The success of the 2010 Heat’s summer has created, or at least strongly contributed to, an increase in large market hubris about their ability to nab multiple top level free agents. You can almost imagine the Knicks and Lakers of the world thinking “Hey, Riles did it South Beach, we can do it too in (Los Angeles or Manhattan)”. In reality, though, that leap of logic sort of misses the point. LeBron and Bosh joined Dwywane freaking Wade — a top 10 player still in his prime years at the time — to form the foundation of a team. Add in the side contracts that were working simultaneously with Mike Miller and Udonis Haslem and the core for a high functioning team was established. I’m of the mind that history will tell us this was a totally unique situation that will prove nearly impossible to replicate.

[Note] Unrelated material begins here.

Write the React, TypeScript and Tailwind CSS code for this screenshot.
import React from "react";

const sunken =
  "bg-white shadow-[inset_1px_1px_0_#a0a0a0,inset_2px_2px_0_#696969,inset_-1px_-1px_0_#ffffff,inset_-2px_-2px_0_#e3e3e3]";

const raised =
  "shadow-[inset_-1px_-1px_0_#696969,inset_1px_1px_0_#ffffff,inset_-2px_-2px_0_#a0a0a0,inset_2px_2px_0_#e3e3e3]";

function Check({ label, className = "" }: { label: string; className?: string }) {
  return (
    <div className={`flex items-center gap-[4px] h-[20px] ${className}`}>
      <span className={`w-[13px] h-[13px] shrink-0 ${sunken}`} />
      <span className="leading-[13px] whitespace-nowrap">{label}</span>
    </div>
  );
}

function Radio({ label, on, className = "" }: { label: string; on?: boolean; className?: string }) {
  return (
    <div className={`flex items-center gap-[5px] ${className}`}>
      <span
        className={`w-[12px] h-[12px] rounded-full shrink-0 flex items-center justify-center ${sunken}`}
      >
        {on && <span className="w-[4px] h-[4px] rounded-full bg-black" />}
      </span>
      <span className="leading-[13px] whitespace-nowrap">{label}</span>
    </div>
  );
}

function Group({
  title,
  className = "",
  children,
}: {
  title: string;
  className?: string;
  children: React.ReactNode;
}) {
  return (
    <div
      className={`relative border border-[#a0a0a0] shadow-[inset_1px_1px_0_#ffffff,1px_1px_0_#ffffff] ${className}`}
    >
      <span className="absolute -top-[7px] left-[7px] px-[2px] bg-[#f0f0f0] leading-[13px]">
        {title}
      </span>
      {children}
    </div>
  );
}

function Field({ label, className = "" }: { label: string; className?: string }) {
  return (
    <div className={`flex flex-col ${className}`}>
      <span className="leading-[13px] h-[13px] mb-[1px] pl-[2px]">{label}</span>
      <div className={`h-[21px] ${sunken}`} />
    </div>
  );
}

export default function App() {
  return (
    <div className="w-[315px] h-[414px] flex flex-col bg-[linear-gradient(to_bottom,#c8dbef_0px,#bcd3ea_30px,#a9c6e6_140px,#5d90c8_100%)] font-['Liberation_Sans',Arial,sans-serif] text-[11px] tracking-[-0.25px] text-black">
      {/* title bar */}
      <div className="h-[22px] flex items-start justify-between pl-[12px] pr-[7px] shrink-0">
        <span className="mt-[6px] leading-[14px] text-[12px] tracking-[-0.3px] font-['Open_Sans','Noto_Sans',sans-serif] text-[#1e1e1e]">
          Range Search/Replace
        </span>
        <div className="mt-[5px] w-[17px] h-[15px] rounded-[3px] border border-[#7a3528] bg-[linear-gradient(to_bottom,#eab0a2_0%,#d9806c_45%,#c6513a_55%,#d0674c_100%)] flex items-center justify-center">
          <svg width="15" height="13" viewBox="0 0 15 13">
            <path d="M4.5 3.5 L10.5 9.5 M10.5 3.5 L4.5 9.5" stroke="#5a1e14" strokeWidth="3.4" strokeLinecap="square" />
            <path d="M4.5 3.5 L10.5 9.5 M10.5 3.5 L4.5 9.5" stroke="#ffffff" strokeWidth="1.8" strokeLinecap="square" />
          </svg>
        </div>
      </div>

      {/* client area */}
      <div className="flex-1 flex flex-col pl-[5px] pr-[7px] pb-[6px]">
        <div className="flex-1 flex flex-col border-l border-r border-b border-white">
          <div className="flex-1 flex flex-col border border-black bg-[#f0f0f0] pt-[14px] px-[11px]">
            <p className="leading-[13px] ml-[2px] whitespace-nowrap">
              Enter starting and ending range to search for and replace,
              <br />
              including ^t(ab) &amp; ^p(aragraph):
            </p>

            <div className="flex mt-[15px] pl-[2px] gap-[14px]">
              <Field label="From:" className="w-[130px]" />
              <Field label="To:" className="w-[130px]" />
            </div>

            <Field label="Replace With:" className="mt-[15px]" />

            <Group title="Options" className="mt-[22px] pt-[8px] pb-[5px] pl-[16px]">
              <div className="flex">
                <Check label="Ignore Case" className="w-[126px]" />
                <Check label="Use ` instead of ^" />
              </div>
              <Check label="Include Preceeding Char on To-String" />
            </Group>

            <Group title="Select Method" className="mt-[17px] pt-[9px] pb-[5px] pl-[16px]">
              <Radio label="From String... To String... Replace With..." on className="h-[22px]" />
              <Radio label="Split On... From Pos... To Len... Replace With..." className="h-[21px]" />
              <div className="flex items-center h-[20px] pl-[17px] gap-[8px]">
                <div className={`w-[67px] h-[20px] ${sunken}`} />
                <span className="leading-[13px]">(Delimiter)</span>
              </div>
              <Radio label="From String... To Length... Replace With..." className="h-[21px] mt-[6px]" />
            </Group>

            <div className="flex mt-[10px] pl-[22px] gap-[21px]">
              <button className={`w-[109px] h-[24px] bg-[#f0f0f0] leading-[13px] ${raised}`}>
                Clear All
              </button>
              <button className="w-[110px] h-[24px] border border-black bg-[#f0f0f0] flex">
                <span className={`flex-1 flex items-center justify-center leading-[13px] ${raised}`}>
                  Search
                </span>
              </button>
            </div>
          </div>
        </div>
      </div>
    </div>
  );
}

The Lakers, via the draft and this upcoming summer in free agency, would be better served thinking back to their own history — the years leading up to 1996. In the seasons right before signing Shaq and trading for Kobe’s draft rights, the Lakers stockpiled young players and made smart signings in free agency for young-ish players who would become the assets that were either traded for or directly contributed to the teams that broke through for a three-peat under Phil Jackson. Fast-forward to today and this team, with a little lottery luck and their spending power, could be in position to set a similar foundation.